Diagnostics for #39

It is really interesting that your validation is that low, so i guess it is a very NN-heavy ensemble? I bet the sharp ratio will not be that great. After they switched to TC, i think you need to change the ensemble selection rule.

its a boosted NN.

(this text takes the post beyond 20 chars…)

sharpe is very low.

(to get the char count past 20…)

Thanks for the infos, would you mine also provide me with your sharpe?

1st for corr, 3rd for mmc

0.0469 From a scrap of paper. Can re-run when I’ve finished my HW.

You mean 0.0469 for sharpe?!

Yeah… i think so… i scribbled it on a sheet of paper but i think that’s correct. i’ll re-post on sunday when i’ve got the next round’s data.

Are you sure? 0.0469 for Sharpe is extremely low…

i’m certain its correct. will re-post sunday’s calculations. i get that its extremely low which is another reason i’m puzzled at the models performance. i’m doing a write up, trying to explain why i ran with it when on paper it looks to be a lame duck.

1 Like

Cant wait to see it, it is very interesting!

0.0469 is your validation sharp right? I am curious about what you cv sharp is.

imo…training dataset is enough informative to deliver kind of solid results in diagnostics tool and validation data (without data leakage)

Another story is to prove it on the live data which I can’t yet, as being a new participant in the tournament.
And I agree more data would make us more confident about our work.

@kowalot I’d double-check on that whole “without data leakage” thing (also check you aren’t including any of the targets as features in your training). The probability of the above results being genuine from an uncorrupted model are extremely small.

@wigglemuse , Ok, I will double check.

My quick checks:

  • model is trained on training data(no CV with validation data)
  • validation data are only used for early stopping (different structure)
  • target is in separated structure
  • additional targets are kept in different structure and not used in this specific configuration
  • only selected features are available by the training loop (“feature_”)
  • assertion of dataset indices between training and validation sets
  • the same code works on predicting tournament data (where certain data are unavailable)

If you see another common pattern of data leakage which I am not aware, please advise me.

I believe that the most controversial is max_drawdown. Am I right?
This is what i tried to optimize during last week (several negative hard validation eras 864,921,922, 945).
Normally max_drawdown is somewhere between -0.01 and -0.06.

Well, yeah, you’ve got no negative eras and that’s just not gonna happen if it were truly blind to that data. However, you are now saying you were optimizing for the hard validation eras which is leakage by another name so there you go.

1 Like

My previous models have several negative val eras I changed the architecture to get rid of them. Validation data are used ONLY to stop/select certain snapshot of model (and it’s not max_drawdown). Do you suggest I should do stop of the training process based on another spare/untouched part of training (in our case pretty similar to the rest of training data as it’s one countinous block of eras)? How do you do early stopping?

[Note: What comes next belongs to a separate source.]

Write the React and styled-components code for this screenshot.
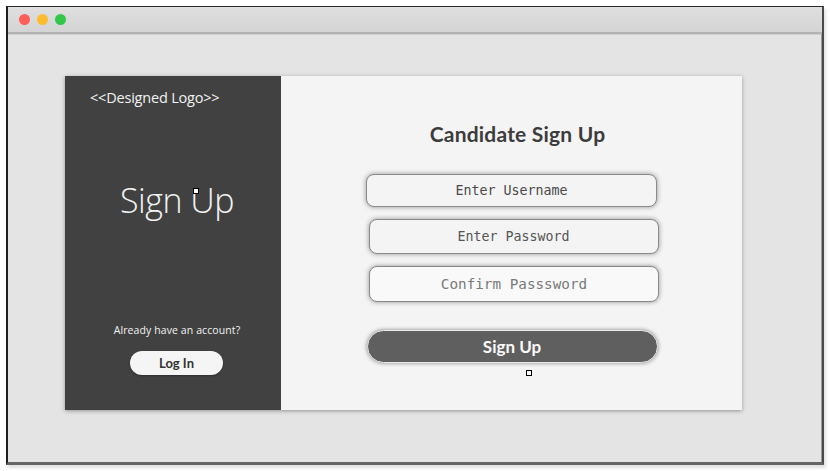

No, I mean it SOUNDS fine, maybe. With enough parameters you can get anything to fit anything. Your validation results are very suspicious, though. But they are not SO outrageous that I’d say that it is just absolutely positively totally impossible (even though I kinda think so). We’ve seen some where we know there was leakage or target training that are twice as good as even that. Because we don’t actually know the upper limit of what’s legitimately possible there is always the very tiny chance that you’ve done something brilliant and magical, but really they look way too good to be true and I wouldn’t trust them. Needs to be seen on live data. But hey, even if there is some “cheating” going on and these results are exaggerated that doesn’t necessarily mean the model is crap, just that it isn’t this good.

This part is in fact data leakage and could lead to such much overestimated performance. In live you will not be able to perform early stopping on the live data, but that is essentially what you are doing here

1 Like

Anyway as @wigglemuse , as active member of the forum/chat (which I read probably the whole :wink: ) are skeptical I will look into it. I could make a mistake, which is quite possible, but at this moment I don’t see where. I used/tried a lot of tricks mentioned here by the community but also couple own techniques as well. For sure I want to be far from “cheating”.